Personal Data in a Post-Brexit World
As businesses prepare for GDPR, the UK Government has published its post-Brexit wish list for data protection, which includes free-flowing data and a seat at the table.
Following the Statement of Intent which dealt with the UK’s forthcoming data protection bill (which will implement the EU-based GDPR into domestic UK law), the new “future partnership paper” sets out the UK’s ambitions in relation to personal data.
Setting the Scene
The paper emphasises the UK’s role in creating the GDPR, its commitment to being a “global leader on data protection” and its status as a “significant player” in international data-flows. More threateningly, it warns about the impact on the UK and EU economies of restrictions on cross-border data flows.
Let it Flow!
Those cross-border data flows aren’t currently a problem, as the UK is part of the European Economic Area, but post-Brexit the UK will require an “adequacy decision” from the EU to maintain that level of free-flowing data. Adequacy decisions have already been granted to a number of other countries, and (despite potential issues around the UK’s national security surveillance and investigation measures) the UK is optimistic about this being granted.
“A new, deep and special partnership”
The UK’s ambitions don’t just extent to adequacy decisions, the paper also describes building on this, potentially with an ongoing role for the UK’s Information Commissioner’s Office (ICO) “in EU regulatory fora”, with the ICO being “fully involved in future EU regulatory dialogue”. Alongside this, the EU and UK could “mutually recognise each other’s data protection frameworks”, but still have a model which “respects UK sovereignty”.

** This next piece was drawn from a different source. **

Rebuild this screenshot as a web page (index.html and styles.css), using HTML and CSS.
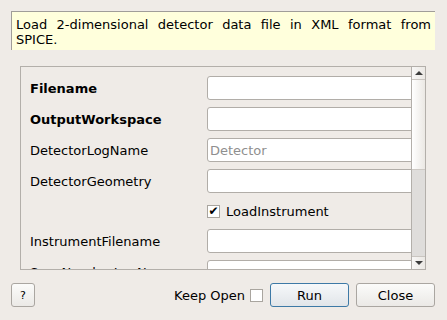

How those competing interests can be balanced, and whether the EU has any intention of accepting the ICO’s input, remain to be seen. Ultimately, however, the key message for businesses from this latest update is simply a reinforcement of the fact that the GDPR (in one form or another) is here to stay, and that Brexit is very unlikely to result in any meaningful relaxation of data protection requirements.